**Aim**
Give an exact copy of every line, leaving images out.

↓↓↓

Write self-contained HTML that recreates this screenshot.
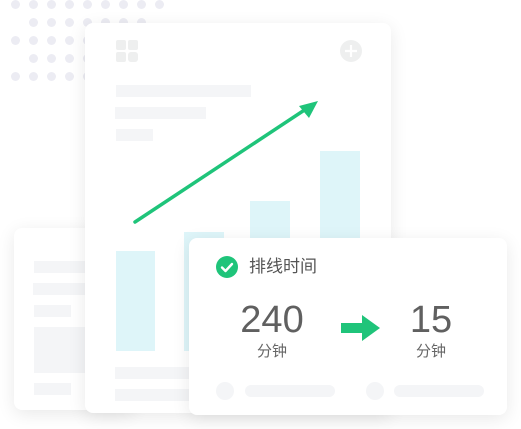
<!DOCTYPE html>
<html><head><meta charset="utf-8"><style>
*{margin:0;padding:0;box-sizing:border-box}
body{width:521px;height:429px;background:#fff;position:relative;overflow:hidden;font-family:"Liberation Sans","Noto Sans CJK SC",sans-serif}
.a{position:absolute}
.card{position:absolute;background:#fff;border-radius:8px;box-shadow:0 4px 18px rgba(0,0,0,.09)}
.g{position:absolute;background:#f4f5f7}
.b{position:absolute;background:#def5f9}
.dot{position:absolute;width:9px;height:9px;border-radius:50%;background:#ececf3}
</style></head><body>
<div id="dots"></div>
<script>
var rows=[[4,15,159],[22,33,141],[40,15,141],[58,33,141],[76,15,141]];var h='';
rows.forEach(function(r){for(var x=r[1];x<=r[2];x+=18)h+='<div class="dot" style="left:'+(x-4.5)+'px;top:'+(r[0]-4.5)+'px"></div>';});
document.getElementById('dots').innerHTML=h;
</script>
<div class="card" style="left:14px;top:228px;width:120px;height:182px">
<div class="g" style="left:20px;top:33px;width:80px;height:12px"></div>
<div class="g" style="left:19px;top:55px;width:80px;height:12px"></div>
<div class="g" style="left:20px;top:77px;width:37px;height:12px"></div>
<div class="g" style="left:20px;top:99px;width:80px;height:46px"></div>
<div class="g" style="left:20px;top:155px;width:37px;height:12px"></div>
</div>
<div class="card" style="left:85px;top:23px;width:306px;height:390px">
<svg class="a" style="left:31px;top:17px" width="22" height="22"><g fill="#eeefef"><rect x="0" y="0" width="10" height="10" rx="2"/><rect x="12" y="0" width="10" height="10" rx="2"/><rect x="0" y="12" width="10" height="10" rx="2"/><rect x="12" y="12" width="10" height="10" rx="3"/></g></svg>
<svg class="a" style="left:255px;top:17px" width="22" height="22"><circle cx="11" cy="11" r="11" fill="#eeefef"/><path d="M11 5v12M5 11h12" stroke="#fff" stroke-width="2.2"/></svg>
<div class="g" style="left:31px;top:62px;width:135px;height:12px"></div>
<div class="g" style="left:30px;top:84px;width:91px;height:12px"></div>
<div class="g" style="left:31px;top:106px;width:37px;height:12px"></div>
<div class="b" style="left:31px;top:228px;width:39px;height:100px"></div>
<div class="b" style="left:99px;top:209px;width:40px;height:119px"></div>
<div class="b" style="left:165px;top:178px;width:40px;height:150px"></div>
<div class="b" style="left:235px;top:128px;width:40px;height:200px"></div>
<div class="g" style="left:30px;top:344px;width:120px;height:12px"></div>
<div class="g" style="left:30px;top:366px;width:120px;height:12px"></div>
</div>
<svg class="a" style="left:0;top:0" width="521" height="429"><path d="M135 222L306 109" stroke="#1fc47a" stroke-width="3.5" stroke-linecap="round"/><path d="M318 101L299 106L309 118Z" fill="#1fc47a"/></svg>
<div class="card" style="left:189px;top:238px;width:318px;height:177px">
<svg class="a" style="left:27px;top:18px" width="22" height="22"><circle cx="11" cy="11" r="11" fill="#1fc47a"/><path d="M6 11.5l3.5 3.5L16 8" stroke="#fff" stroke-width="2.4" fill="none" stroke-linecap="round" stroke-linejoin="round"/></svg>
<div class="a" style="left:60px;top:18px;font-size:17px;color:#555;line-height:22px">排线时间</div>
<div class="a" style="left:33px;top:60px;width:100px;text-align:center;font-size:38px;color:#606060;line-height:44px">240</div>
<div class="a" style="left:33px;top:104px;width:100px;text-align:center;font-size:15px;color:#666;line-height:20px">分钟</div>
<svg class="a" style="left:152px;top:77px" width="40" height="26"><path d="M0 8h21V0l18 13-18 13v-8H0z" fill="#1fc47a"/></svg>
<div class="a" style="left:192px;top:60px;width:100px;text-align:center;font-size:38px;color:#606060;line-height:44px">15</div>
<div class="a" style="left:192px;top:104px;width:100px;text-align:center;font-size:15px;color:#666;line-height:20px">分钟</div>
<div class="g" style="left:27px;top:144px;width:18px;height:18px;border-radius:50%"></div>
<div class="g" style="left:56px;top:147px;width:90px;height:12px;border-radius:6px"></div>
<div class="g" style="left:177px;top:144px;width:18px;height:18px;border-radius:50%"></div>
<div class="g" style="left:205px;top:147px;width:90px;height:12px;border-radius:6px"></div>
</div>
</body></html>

↑↑↑

**Result**
Write self-contained HTML that recreates this screenshot.
<!DOCTYPE html>
<html><head><meta charset="utf-8"><style>
*{margin:0;padding:0;box-sizing:border-box}
body{width:521px;height:429px;background:#fff;position:relative;overflow:hidden;font-family:"Liberation Sans","Noto Sans CJK SC",sans-serif}
.a{position:absolute}
.card{position:absolute;background:#fff;border-radius:8px;box-shadow:0 4px 18px rgba(0,0,0,.09)}
.g{position:absolute;background:#f4f5f7}
.b{position:absolute;background:#def5f9}
.dot{position:absolute;width:9px;height:9px;border-radius:50%;background:#ececf3}
</style></head><body>
<div id="dots"></div>
<script>
var rows=[[4,15,159],[22,33,141],[40,15,141],[58,33,141],[76,15,141]];var h='';
rows.forEach(function(r){for(var x=r[1];x<=r[2];x+=18)h+='<div class="dot" style="left:'+(x-4.5)+'px;top:'+(r[0]-4.5)+'px"></div>';});
document.getElementById('dots').innerHTML=h;
</script>
<div class="card" style="left:14px;top:228px;width:120px;height:182px">
<div class="g" style="left:20px;top:33px;width:80px;height:12px"></div>
<div class="g" style="left:19px;top:55px;width:80px;height:12px"></div>
<div class="g" style="left:20px;top:77px;width:37px;height:12px"></div>
<div class="g" style="left:20px;top:99px;width:80px;height:46px"></div>
<div class="g" style="left:20px;top:155px;width:37px;height:12px"></div>
</div>
<div class="card" style="left:85px;top:23px;width:306px;height:390px">
<svg class="a" style="left:31px;top:17px" width="22" height="22"><g fill="#eeefef"><rect x="0" y="0" width="10" height="10" rx="2"/><rect x="12" y="0" width="10" height="10" rx="2"/><rect x="0" y="12" width="10" height="10" rx="2"/><rect x="12" y="12" width="10" height="10" rx="3"/></g></svg>
<svg class="a" style="left:255px;top:17px" width="22" height="22"><circle cx="11" cy="11" r="11" fill="#eeefef"/><path d="M11 5v12M5 11h12" stroke="#fff" stroke-width="2.2"/></svg>
<div class="g" style="left:31px;top:62px;width:135px;height:12px"></div>
<div class="g" style="left:30px;top:84px;width:91px;height:12px"></div>
<div class="g" style="left:31px;top:106px;width:37px;height:12px"></div>
<div class="b" style="left:31px;top:228px;width:39px;height:100px"></div>
<div class="b" style="left:99px;top:209px;width:40px;height:119px"></div>
<div class="b" style="left:165px;top:178px;width:40px;height:150px"></div>
<div class="b" style="left:235px;top:128px;width:40px;height:200px"></div>
<div class="g" style="left:30px;top:344px;width:120px;height:12px"></div>
<div class="g" style="left:30px;top:366px;width:120px;height:12px"></div>
</div>
<svg class="a" style="left:0;top:0" width="521" height="429"><path d="M135 222L306 109" stroke="#1fc47a" stroke-width="3.5" stroke-linecap="round"/><path d="M318 101L299 106L309 118Z" fill="#1fc47a"/></svg>
<div class="card" style="left:189px;top:238px;width:318px;height:177px">
<svg class="a" style="left:27px;top:18px" width="22" height="22"><circle cx="11" cy="11" r="11" fill="#1fc47a"/><path d="M6 11.5l3.5 3.5L16 8" stroke="#fff" stroke-width="2.4" fill="none" stroke-linecap="round" stroke-linejoin="round"/></svg>
<div class="a" style="left:60px;top:18px;font-size:17px;color:#555;line-height:22px">排线时间</div>
<div class="a" style="left:33px;top:60px;width:100px;text-align:center;font-size:38px;color:#606060;line-height:44px">240</div>
<div class="a" style="left:33px;top:104px;width:100px;text-align:center;font-size:15px;color:#666;line-height:20px">分钟</div>
<svg class="a" style="left:152px;top:77px" width="40" height="26"><path d="M0 8h21V0l18 13-18 13v-8H0z" fill="#1fc47a"/></svg>
<div class="a" style="left:192px;top:60px;width:100px;text-align:center;font-size:38px;color:#606060;line-height:44px">15</div>
<div class="a" style="left:192px;top:104px;width:100px;text-align:center;font-size:15px;color:#666;line-height:20px">分钟</div>
<div class="g" style="left:27px;top:144px;width:18px;height:18px;border-radius:50%"></div>
<div class="g" style="left:56px;top:147px;width:90px;height:12px;border-radius:6px"></div>
<div class="g" style="left:177px;top:144px;width:18px;height:18px;border-radius:50%"></div>
<div class="g" style="left:205px;top:147px;width:90px;height:12px;border-radius:6px"></div>
</div>
</body></html>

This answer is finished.